Bold Experiment: Learning to Stop


06.24.11 Posted in Working Mom by

I had the stomach flu Friday night (it’ll be a while before I can think about eating chili again), and even though it’s about three days later, I still don’t feel right. Part of it is that I’m not sleeping well. At night, it feels like work to sleep. It’s actually hard work getting my body to sleep. I just lie there with my head buzzing. It goes so fast I feel like I can’t even get hold of it, like there’s a top in there spinning and I’m looking for a way to grab hold and stop it so I can make sense of it.
I’m fortunate that I’ve got some amazing projects going on right now – ghostwriting a book that is likely to change not only my life but many others – as well as working on a video series for an old high school friend and life coach, editing a magazine and working to build its audience, and teaching two classes at the University of Phoenix. The problem is that I’m trying to figure out how best to schedule my days, and when I’m sick and tired, such a simple things seems impossible. 
So today, after trying for two hours, and failing completely, to take a nap, I decided that today is my day off. I’m trying to get better at giving myself downtime, because that’s the only way I can be my best. Until I’m refreshed, I can’t possibly do it all.

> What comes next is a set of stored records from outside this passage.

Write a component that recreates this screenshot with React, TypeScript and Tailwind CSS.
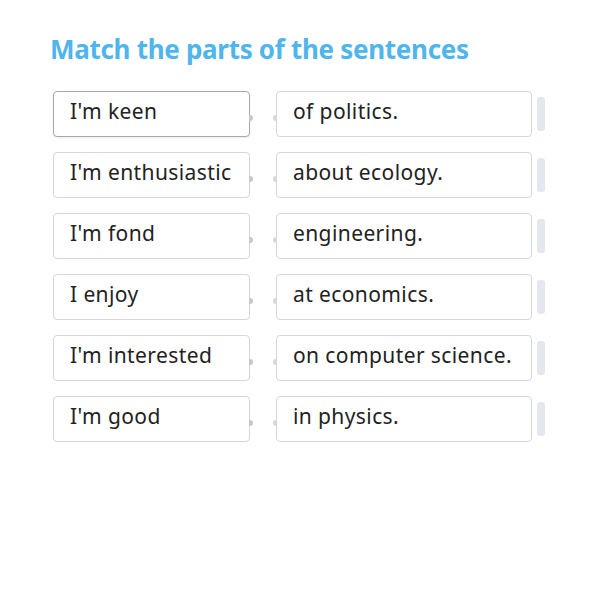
import React from "react";

const rows = [
  ["I'm keen", "of politics."],
  ["I'm enthusiastic", "about ecology."],
  ["I'm fond", "engineering."],
  ["I enjoy", "at economics."],
  ["I'm interested", "on computer science."],
  ["I'm good", "in physics."],
];

export default function App() {
  return (
    <div
      className="w-[592px] h-[593px] bg-white pl-[50px] pt-[33px]"
      style={{ fontFamily: '"Noto Sans", sans-serif' }}
    >
      <h1 className="text-[26px] leading-[32px] font-bold text-[#4fb5ec] tracking-[-0.3px]">
        Match the parts of the sentences
      </h1>
      <div className="mt-[26px] ml-[3px] flex flex-col gap-[15px]">
        {rows.map(([l, r], i) => (
          <div key={i} className="flex items-center">
            <div
              className={`relative w-[197px] h-[46px] rounded-[4px] border bg-white flex items-center pl-[16px] pb-[4px] text-[21px] tracking-[0.4px] text-[#222]  ${
                i === 0 ? "border-[#a9a9a9] shadow-[0_1px_2px_rgba(0,0,0,0.08)]" : "border-[#d6d6d6]"
              }`}
            >
              {l}
              <span className="absolute right-[-4px] top-[23px] w-[4px] h-[6px] rounded-r-full bg-[#c8c8c8]" />
            </div>
            <div className="relative ml-[26px] w-[256px] h-[46px] rounded-[4px] border border-[#d6d6d6] bg-white flex items-center pl-[16px] pb-[4px] text-[21px] tracking-[0.4px] text-[#222]">
              {r}
              <span className="absolute left-[-4px] top-[23px] w-[4px] h-[6px] rounded-l-full bg-[#d8d8d8]" />
            </div>
            <div className="ml-[5px] w-[8px] h-[34px] rounded-[3px] bg-[#e4e8ee]" />
          </div>
        ))}
      </div>
    </div>
  );
}
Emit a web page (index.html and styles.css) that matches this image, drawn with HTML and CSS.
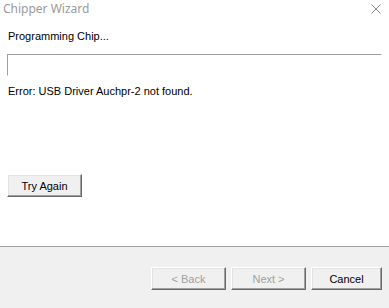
FILE: index.html
```html
<!DOCTYPE html>
<html lang="en">
<head>
    <meta charset="UTF-8">
    <title>Chipper Wizard</title>
    <link rel="stylesheet" href="styles.css">
</head>
<body>
    <div class="window">
        <header class="titlebar">
            <span class="title">Chipper Wizard</span>
            <svg class="close" width="10" height="10" viewBox="0 0 10 10">
                <path d="M0.5 0.5 L9.5 9.5 M9.5 0.5 L0.5 9.5" stroke="#8a8a8a" stroke-width="1" fill="none"/>
            </svg>
        </header>

        <div class="content">
            <p class="label">Programming Chip...</p>
            <div class="progress"></div>
            <p class="label error">Error: USB Driver Auchpr-2 not found.</p>
            <button class="btn btn-retry">Try Again</button>
        </div>

        <footer class="footer">
            <button class="btn" disabled>&lt; Back</button>
            <button class="btn" disabled>Next &gt;</button>
            <button class="btn btn-cancel">Cancel</button>
        </footer>
    </div>
</body>
</html>
```

FILE: styles.css
```css
* {
    margin: 0;
    padding: 0;
    box-sizing: border-box;
}

body {
    font-family: 'Liberation Sans', Arial, sans-serif;
    font-size: 11px;
    color: #000;
    background: #fff;
}

.window {
    width: 389px;
    height: 308px;
    display: flex;
    flex-direction: column;
    background: #fff;
}

.titlebar {
    height: 22px;
    display: flex;
    justify-content: space-between;
    align-items: flex-start;
    padding: 0 8px 0 3px;
}

.title {
    font-family: 'Noto Sans', 'Open Sans', sans-serif;
    font-size: 12px;
    line-height: 18px;
    color: #9a9a9a;
}

.close {
    margin-top: 4px;
}

.content {
    flex: 1;
    padding: 8px 7px 0 8px;
}

.label {
    line-height: 13px;
}

.progress {
    height: 22px;
    margin: 11px 0 9px -1px;
    border-top: 1px solid #a0a0a0;
    border-left: 1px solid #a0a0a0;
    border-bottom: 1px solid #fff;
    border-right: 1px solid #fff;
}

.btn {
    width: 75px;
    height: 23px;
    font-family: 'Liberation Sans', Arial, sans-serif;
    font-size: 11px;
    color: #000;
    background: #f0f0f0;
    border: 1px solid;
    border-color: #fff #696969 #696969 #fff;
    box-shadow: inset -1px -1px #a0a0a0, inset 1px 1px #e3e3e3;
}

.btn:disabled {
    color: #a0a0a0;
}

.btn-cancel {
    width: 71px;
}

.btn-retry {
    display: block;
    margin: 76px 0 0 -1px;
}

.footer {
    height: 62px;
    background: #f0f0f0;
    border-top: 1px solid #a0a0a0;
    display: flex;
    justify-content: flex-end;
    gap: 5px;
    padding: 20px 7px 0 0;
}
```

And right now, I’m really struggling with the guilt that results from taking a few hours off. Does anyone else feel like this? If I’m not going to work on any of the above, shouldn’t I be cleaning my cluttered office? Vacuuming our floor that’s currently covered with cat hair? Washing clothes? Filing my receipts? How do you just shut your brain off?

So this is my bold experiment: Learning to stop, in order to be better at starting. I’ll let you know how it goes.